## Data extract

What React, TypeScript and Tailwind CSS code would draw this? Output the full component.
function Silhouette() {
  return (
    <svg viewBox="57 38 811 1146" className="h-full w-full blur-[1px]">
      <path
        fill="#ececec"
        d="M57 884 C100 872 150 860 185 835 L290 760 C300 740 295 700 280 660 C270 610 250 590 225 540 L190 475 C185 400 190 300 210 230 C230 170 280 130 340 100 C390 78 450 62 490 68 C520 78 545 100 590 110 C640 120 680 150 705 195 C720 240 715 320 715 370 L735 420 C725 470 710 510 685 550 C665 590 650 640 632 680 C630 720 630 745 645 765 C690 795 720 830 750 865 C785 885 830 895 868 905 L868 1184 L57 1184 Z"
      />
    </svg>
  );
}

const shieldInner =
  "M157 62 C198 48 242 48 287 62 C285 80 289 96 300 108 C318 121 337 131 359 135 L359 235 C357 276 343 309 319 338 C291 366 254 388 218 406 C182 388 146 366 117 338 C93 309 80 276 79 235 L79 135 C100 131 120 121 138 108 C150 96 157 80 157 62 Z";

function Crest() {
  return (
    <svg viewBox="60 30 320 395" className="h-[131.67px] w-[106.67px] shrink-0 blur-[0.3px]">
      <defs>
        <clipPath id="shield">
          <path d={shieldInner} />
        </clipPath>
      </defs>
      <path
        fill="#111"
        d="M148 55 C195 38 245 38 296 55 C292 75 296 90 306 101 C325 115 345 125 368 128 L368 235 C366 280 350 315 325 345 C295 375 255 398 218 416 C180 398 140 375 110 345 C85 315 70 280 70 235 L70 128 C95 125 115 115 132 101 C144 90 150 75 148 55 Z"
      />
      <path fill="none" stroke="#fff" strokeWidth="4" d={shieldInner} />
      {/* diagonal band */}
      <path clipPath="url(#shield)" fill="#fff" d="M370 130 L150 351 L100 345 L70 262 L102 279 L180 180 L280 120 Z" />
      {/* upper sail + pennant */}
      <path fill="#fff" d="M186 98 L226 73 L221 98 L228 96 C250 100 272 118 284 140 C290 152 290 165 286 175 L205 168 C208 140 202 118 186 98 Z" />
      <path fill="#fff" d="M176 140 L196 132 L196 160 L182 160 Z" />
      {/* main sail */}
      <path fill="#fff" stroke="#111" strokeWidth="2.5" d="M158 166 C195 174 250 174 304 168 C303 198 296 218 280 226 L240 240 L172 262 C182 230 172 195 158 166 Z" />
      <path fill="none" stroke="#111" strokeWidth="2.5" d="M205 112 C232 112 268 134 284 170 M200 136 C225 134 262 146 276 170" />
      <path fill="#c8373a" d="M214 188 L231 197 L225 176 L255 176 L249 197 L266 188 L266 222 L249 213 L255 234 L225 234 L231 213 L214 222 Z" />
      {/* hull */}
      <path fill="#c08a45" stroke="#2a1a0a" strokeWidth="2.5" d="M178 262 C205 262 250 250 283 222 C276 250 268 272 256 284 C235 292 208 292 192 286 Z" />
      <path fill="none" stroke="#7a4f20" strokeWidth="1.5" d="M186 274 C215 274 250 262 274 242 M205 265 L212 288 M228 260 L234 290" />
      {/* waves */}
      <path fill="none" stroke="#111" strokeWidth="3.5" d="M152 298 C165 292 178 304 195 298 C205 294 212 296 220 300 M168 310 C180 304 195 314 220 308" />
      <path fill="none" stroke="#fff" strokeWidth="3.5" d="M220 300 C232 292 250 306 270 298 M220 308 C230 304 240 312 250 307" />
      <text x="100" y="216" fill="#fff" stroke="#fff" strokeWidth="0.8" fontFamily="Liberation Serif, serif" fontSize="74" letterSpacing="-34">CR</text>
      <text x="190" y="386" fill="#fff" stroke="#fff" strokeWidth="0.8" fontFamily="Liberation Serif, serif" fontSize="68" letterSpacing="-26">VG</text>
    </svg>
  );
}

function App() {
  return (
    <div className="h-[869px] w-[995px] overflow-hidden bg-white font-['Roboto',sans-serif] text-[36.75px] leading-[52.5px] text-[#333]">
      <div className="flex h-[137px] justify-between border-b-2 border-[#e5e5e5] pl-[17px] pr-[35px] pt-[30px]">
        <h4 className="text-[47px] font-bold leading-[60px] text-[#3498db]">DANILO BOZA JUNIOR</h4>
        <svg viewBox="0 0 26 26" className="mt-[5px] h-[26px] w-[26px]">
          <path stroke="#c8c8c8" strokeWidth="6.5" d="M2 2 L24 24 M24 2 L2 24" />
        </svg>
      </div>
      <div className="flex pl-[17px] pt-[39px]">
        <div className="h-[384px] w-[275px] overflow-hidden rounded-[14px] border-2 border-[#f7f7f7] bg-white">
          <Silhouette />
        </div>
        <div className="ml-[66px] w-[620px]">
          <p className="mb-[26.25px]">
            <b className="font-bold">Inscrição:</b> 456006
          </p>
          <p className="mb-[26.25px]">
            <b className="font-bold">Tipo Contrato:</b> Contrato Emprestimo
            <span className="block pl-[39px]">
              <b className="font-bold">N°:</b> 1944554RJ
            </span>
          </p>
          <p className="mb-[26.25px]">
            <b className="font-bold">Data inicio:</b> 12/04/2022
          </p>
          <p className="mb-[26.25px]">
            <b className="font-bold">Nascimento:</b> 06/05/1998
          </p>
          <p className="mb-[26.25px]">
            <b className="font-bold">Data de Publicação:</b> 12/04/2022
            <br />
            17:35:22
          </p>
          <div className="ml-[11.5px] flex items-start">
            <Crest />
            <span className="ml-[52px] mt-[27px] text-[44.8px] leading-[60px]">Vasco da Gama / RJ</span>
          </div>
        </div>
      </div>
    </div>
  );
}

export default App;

## Work to do
Where a line contains "full", copy that line.

## Solution for this problem
What React, TypeScript and Tailwind CSS code would draw this? Output the full component.
    <svg viewBox="57 38 811 1146" className="h-full w-full blur-[1px]">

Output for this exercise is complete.